Stando al tracciato del suo aereo Embraer Legacy 600, vola a Minsk almeno 4 volte, 6 se si includono i voli di un altro suo jet. L’11 luglio trapela una sua foto in mutande dall’accampamento di Tsel dove trascorre la notte e il 18 luglio un video sfocato mostra la sagoma di un uomo che gli somiglia che dice a uomini in mimetica: «Benvenuti in terra bielorussa! Prepariamoci a un nuovo viaggio in Africa».
A dispetto delle promesse di Putin, però, il ministero della Difesa sta tagliando fuori Wagner anche dalle operazioni all’estero. Il viceministro Junus-Bek Evkurov va in Siria dove Wagner opera dal 2015. Una volta partito, Damasco dà a Prigozhin un ultimatum: lasciare la Siria entro la fine di settembre. Alla vigilia del fatale schianto aereo, Evkurov incontra Khalifa Haftar in Libia. «Vuole allontanare Prigozhin », scrive il nazionalista Igor Semenov.
Intanto il numero due dell’intelligence militare Gru, Andrej Averjanov, elabora un piano per sostituire Wagner in Africa con un corpo di oltre 20mila soldati regolari. Prigozhin vola in Mali proprio per cercare di arginarlo. Stando al Wall Street Journal, il 18 agosto incontra il presidente della Repubblica Centrafricana. Il 21 agosto un video su Telegram lo mostra armato di fucile sullo sfondo di una pianura polverosa mentre proclama che Wagner «sta rendendo la Russia ancora più grande in tutti i continenti e l’Africa ancora più libera».

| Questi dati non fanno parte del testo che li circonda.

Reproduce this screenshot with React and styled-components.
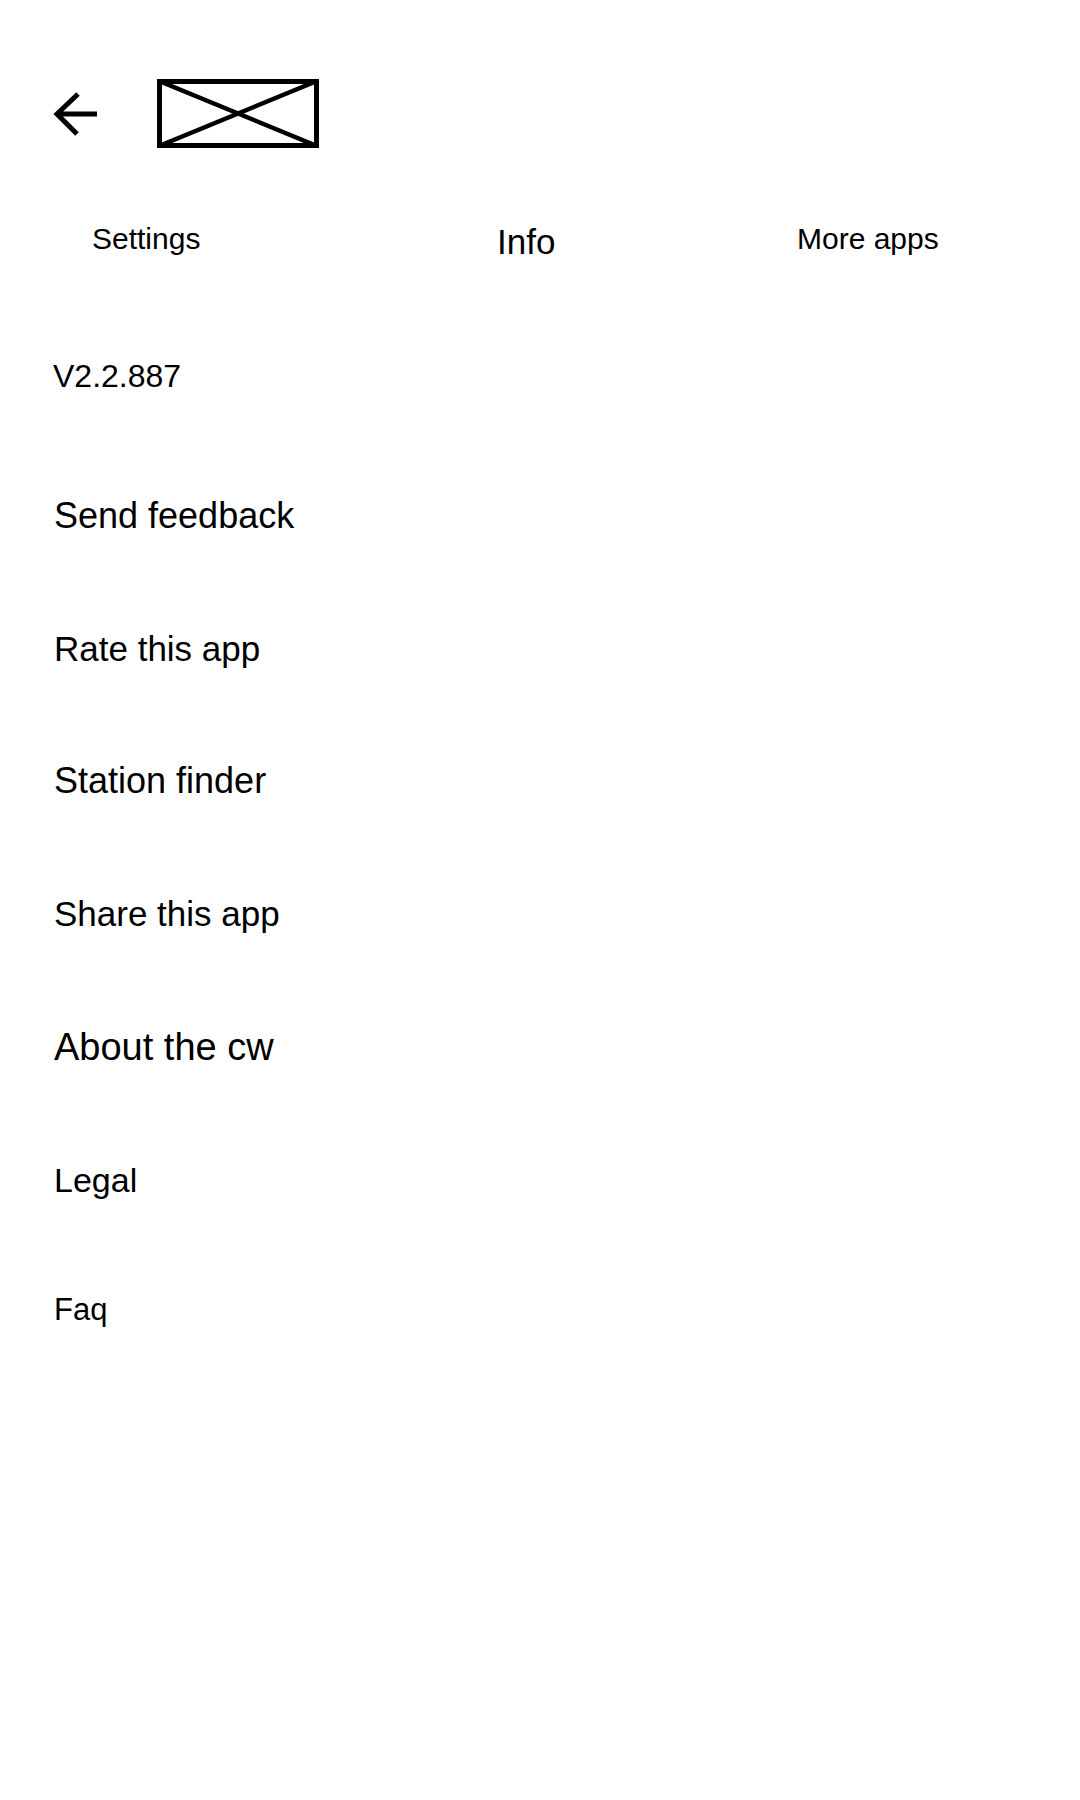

Il 23 agosto, al suo ritorno a Mosca, incontra un membro del Consiglio di sicurezza, sostiene Zakharov. Chi? Il segretario Nikolaj Patrushev, il suo vice Dmitrij Medvedev? Non si sa. Ma lo stesso Putin, nel porgere le sue condoglianze, allude a un colloquio con «funzionari». Una trappola, probabilmente.
Al termine dell’incontro, Prigozhin si rimette a bordo del suo jet alla volta di San Pietroburgo. L’ultimo fatale volo su cui si moltiplicano le ipotesi: una bomba nel vano carrello, in una cassa di vino o nel condizionatore o un missile terra- aria. Evkurov, intanto, sta continuando il suo tour. È tornato in Siria e presto andrà nuovamente in Africa. L’obiettivo è chiaro. L’uscita di scena di Prigozhin non basta. «Wagner delenda est». Wagner dev’essere distrutta.